-- Start --

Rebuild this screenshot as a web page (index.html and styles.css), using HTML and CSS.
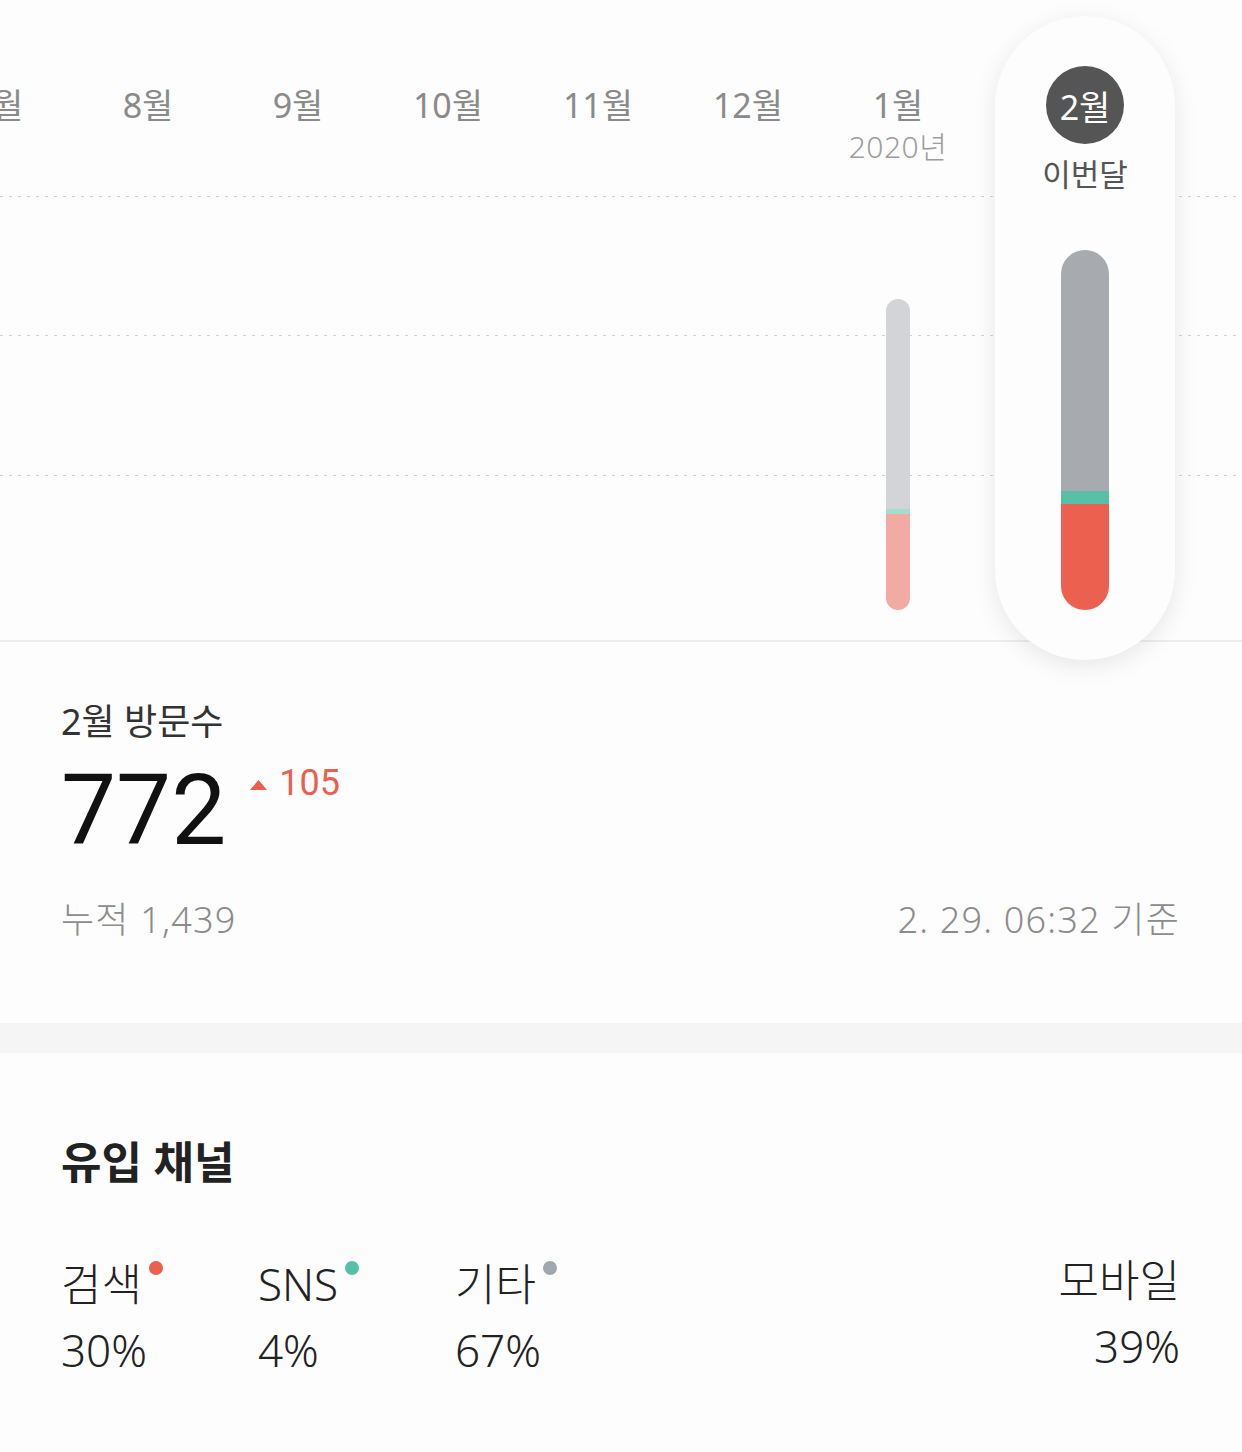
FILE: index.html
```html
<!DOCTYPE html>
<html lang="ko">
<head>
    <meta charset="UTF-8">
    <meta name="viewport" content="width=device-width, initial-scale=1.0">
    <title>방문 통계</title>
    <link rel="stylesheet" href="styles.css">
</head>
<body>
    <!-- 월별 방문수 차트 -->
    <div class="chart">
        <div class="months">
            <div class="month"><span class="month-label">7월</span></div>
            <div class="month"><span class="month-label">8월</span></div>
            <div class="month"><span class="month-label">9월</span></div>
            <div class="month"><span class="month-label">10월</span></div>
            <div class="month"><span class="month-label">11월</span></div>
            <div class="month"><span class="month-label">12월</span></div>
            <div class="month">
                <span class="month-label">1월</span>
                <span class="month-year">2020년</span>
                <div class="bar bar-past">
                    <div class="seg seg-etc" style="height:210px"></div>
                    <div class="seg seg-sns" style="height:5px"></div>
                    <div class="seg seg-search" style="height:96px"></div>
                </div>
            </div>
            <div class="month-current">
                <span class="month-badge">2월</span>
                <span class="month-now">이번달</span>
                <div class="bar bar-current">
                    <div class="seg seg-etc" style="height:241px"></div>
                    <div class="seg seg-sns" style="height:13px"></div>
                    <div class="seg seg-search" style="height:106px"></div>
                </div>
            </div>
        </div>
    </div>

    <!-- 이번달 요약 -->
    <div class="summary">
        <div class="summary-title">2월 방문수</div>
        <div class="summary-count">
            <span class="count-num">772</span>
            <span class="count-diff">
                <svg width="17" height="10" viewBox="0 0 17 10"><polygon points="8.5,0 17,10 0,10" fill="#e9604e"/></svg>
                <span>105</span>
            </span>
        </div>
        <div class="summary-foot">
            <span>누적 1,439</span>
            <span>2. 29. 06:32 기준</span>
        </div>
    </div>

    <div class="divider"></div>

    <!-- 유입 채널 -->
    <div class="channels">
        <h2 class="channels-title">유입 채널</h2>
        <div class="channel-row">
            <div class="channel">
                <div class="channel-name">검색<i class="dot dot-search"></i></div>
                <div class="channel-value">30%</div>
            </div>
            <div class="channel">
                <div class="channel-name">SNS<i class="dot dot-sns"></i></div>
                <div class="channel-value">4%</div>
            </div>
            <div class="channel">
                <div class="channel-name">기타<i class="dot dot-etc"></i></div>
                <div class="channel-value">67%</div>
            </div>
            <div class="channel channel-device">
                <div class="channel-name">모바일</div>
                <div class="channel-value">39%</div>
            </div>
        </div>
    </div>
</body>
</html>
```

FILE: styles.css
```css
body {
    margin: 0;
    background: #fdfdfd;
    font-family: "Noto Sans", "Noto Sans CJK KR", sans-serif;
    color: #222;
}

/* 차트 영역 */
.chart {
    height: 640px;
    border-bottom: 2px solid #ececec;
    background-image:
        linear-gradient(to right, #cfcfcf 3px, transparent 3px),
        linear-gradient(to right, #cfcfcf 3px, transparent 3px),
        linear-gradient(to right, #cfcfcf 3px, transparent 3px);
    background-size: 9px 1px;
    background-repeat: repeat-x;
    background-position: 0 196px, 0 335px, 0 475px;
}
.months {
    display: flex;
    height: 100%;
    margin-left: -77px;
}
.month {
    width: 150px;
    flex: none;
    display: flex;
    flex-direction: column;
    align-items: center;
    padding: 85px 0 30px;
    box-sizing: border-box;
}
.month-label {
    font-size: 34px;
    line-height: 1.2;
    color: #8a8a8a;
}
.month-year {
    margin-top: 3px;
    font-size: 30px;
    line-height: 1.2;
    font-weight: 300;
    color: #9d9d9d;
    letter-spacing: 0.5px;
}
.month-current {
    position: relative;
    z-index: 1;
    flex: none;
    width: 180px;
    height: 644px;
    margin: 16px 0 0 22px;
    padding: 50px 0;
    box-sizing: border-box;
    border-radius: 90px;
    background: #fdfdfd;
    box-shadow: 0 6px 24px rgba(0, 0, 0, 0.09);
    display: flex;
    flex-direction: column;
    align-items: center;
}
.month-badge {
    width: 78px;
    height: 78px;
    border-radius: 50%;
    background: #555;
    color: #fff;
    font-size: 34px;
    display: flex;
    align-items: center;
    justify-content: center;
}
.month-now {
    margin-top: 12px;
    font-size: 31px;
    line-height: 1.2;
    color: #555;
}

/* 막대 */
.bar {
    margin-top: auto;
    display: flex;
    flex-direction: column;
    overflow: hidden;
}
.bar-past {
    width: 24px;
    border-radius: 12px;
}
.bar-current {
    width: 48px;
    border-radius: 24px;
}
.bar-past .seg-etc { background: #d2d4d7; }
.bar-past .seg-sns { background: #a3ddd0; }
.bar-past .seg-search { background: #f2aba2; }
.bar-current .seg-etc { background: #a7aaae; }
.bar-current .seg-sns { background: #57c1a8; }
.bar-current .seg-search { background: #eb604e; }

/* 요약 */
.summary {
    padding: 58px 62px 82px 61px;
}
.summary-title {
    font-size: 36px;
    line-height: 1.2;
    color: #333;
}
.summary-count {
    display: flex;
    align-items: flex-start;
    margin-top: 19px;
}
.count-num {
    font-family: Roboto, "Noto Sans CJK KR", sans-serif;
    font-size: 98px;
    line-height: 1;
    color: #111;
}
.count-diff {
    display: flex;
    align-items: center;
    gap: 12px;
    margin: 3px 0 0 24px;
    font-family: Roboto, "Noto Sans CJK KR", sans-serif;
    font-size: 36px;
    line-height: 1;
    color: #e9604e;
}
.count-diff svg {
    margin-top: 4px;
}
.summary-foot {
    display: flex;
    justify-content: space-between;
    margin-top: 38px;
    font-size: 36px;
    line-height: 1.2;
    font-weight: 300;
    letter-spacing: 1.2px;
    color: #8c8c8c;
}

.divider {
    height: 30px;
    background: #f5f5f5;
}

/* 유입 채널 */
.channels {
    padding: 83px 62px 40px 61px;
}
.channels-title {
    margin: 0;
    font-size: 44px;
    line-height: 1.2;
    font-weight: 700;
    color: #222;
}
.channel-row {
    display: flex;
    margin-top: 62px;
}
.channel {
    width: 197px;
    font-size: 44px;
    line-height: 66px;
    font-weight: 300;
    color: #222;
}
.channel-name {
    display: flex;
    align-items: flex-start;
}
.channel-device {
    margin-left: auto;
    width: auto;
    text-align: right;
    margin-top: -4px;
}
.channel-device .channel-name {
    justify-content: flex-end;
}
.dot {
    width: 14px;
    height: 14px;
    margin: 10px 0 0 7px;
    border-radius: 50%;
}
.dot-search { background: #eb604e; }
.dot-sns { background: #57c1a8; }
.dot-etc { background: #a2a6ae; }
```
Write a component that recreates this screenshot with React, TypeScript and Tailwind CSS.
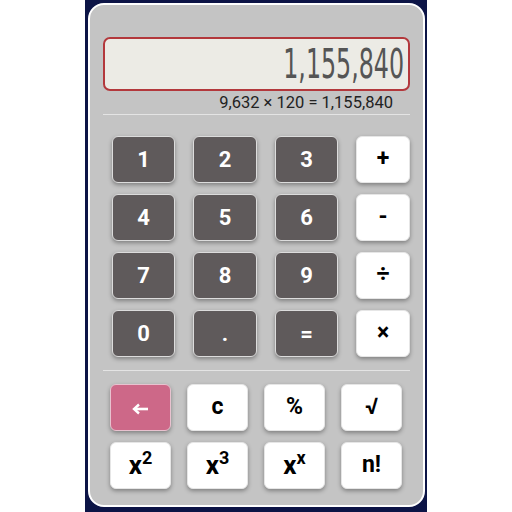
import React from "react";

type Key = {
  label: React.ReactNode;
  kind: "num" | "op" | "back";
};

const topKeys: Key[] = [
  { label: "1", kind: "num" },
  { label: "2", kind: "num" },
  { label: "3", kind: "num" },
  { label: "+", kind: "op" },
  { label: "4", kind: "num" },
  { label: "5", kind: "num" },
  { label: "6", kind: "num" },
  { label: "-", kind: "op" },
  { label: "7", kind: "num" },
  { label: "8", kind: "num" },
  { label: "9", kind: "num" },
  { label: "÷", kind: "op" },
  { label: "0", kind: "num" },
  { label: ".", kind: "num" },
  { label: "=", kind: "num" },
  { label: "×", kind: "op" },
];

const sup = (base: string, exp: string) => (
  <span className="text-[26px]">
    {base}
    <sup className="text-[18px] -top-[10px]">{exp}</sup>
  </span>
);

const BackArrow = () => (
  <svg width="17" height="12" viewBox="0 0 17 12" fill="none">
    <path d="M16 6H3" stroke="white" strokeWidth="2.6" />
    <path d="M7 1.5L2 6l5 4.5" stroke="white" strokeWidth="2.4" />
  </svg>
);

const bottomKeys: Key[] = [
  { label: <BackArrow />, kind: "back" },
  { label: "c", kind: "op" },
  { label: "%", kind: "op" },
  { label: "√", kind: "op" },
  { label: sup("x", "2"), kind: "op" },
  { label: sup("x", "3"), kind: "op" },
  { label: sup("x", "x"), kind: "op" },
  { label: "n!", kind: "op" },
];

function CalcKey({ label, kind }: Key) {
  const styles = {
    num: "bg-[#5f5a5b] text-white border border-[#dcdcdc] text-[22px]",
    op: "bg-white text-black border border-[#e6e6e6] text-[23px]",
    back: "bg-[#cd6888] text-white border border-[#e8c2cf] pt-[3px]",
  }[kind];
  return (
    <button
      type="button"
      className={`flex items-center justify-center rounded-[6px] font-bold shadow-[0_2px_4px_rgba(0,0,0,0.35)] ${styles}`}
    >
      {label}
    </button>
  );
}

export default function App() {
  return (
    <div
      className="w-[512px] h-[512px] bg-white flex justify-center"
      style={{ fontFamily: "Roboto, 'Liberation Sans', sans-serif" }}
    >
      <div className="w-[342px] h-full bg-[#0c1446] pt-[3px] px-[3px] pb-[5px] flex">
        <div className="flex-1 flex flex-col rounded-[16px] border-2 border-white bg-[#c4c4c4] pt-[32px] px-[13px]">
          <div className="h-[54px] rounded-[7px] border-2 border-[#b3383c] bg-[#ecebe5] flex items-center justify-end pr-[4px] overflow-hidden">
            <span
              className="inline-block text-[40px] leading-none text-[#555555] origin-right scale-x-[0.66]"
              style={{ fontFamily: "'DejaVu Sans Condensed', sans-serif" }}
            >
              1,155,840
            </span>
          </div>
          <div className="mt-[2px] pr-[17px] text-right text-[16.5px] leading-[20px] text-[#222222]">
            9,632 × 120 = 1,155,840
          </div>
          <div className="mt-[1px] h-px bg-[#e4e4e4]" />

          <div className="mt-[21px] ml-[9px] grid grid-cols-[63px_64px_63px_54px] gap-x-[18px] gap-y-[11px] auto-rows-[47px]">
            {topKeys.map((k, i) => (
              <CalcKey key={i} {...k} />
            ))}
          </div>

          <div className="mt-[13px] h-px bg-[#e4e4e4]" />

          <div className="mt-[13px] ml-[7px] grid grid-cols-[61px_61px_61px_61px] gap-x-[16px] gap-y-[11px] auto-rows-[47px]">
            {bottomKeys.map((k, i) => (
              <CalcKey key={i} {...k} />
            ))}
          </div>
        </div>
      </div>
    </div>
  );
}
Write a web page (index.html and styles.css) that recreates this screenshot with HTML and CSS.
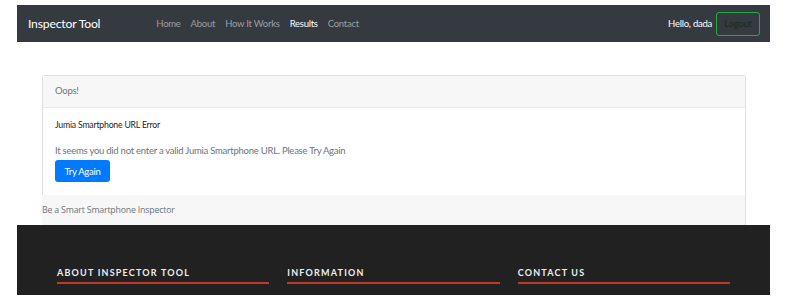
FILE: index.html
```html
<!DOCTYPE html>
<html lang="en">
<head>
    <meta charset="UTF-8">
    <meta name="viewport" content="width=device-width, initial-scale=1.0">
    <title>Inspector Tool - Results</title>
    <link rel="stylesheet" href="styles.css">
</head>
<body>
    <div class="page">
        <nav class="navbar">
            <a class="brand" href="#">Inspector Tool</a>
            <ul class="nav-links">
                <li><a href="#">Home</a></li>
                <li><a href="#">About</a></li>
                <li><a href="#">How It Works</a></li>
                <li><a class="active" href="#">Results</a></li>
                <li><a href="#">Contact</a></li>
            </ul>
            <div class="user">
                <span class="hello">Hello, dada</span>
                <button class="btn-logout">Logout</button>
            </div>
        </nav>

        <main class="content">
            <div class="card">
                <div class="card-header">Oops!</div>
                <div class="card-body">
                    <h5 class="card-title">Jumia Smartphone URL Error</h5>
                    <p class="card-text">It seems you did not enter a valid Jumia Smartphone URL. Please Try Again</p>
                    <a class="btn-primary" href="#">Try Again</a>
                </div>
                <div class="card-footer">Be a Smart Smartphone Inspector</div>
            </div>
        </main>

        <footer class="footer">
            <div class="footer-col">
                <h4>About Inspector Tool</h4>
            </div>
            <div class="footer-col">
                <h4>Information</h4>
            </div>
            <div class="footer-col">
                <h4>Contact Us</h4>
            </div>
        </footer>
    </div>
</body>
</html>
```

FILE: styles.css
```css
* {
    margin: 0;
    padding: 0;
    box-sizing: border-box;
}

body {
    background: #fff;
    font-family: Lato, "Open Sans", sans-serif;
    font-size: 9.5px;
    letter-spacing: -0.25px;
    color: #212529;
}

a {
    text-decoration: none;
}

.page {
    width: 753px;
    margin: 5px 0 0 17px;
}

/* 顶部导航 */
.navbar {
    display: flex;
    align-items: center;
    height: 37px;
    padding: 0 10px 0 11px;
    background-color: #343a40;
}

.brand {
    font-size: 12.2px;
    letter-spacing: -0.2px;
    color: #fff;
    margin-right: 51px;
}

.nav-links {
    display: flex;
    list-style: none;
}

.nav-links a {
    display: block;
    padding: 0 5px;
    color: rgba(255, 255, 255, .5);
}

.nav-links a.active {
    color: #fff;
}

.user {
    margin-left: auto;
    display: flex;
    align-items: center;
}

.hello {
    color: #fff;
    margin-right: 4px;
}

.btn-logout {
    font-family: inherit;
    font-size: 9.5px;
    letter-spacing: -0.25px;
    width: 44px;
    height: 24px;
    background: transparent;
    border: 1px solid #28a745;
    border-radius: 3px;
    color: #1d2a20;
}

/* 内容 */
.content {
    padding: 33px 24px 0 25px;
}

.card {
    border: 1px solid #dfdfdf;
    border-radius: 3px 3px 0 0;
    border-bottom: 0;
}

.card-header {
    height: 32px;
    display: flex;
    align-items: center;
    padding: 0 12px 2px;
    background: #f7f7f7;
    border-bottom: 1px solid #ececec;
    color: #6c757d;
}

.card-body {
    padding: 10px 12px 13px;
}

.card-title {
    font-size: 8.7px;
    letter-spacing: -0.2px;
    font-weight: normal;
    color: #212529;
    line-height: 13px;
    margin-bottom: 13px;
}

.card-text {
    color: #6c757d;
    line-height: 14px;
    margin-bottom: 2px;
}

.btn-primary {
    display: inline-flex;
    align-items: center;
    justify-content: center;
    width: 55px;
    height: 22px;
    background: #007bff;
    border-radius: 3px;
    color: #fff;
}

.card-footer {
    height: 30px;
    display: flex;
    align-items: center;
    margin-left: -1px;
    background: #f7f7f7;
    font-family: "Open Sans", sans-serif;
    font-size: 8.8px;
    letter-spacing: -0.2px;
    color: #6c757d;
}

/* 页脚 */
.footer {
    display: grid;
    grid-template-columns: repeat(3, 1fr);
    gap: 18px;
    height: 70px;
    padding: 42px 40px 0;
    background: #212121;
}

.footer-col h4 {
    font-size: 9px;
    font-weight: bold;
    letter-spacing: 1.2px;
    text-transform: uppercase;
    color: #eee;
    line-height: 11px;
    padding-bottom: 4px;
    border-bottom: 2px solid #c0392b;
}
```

-- End --

Given request: Copy every line of the records above that contains "Write".

Answer in full:
Write a component that recreates this screenshot with React, TypeScript and Tailwind CSS.
Write a web page (index.html and styles.css) that recreates this screenshot with HTML and CSS.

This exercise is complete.